Critics—advocating for broader protections—argue that exclusive remedies can be misused to shield bad-faith practices or to deprive consumers of meaningful recourse for serious defects or dangerous products. They point to scenarios where a seller may offer only a repair option, while a defect remains systemic or safety-critical, potentially masking long-term risks. In such debates, the core tension is between honoring voluntary contractual discipline and maintaining reasonable safeguards against unfair treatment or fraud.
From a more skeptical standpoint on sweeping restrictions, some commentators contend that extensive immunity for businesses can deter accountability and raw market incentives may not align with public welfare, particularly in sectors with high stakes for public safety. Yet defenders of exclusive remedies note that lemon-lawlike statutory frameworks and public-interest protections exist to fill gaps where private contracts cannot, and that these protections should be kept distinct from market-based risk allocation.
Sectoral applications and examples
- In consumer-facing technology or durable goods, exclusive remedies are commonly paired with warranties that specify whether repair, replacement, or refund is available and within what timeframe.

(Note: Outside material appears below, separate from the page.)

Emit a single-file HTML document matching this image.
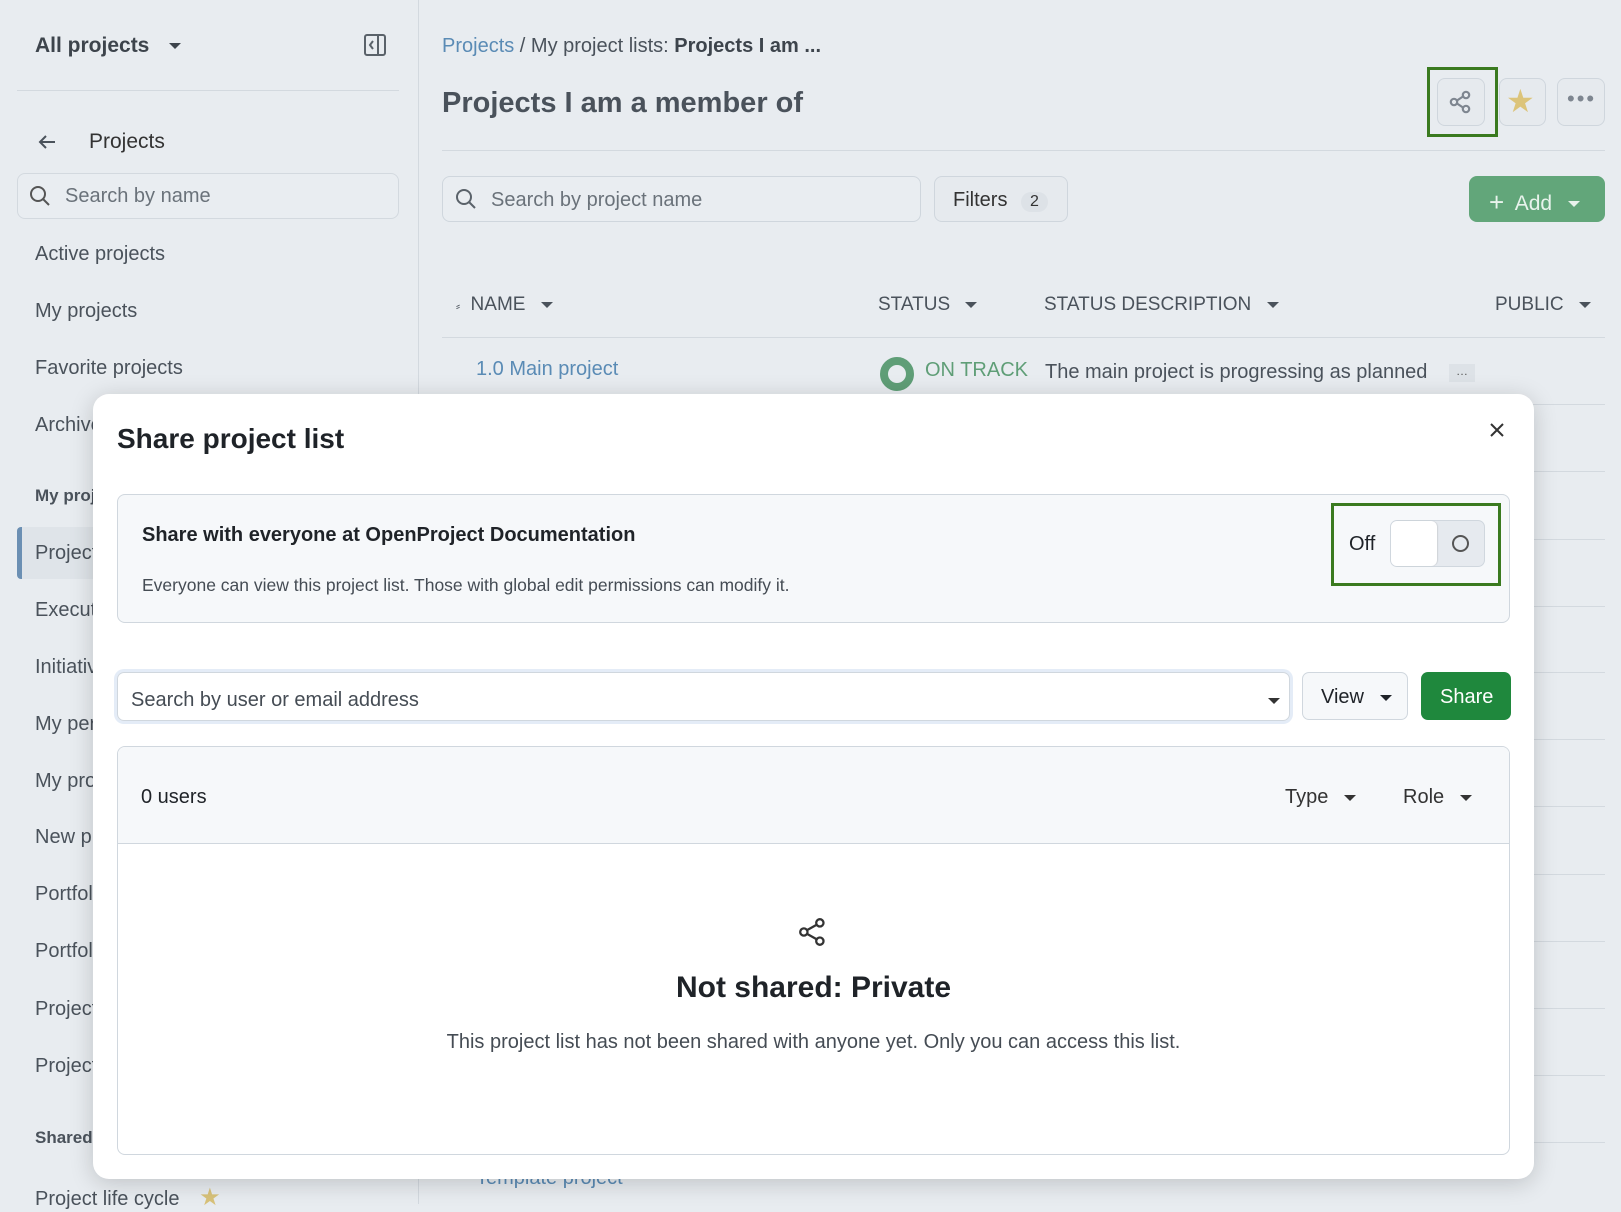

See also Lemon law for statutory avenues some consumers rely on when standard exclusive remedies do not address their concerns.
- In industrial procurement and manufacturing supply chains, exclusive remedies help align expectations across sophisticated buyers and suppliers, with remedies often tailored to downtime costs, service commitments, and product lifecycle considerations.
- In service contracts, exclusive remedies can limit damages arising from missed milestones or service failures, while still allowing for remedies related to performance standards, response times, and maintenance schedules.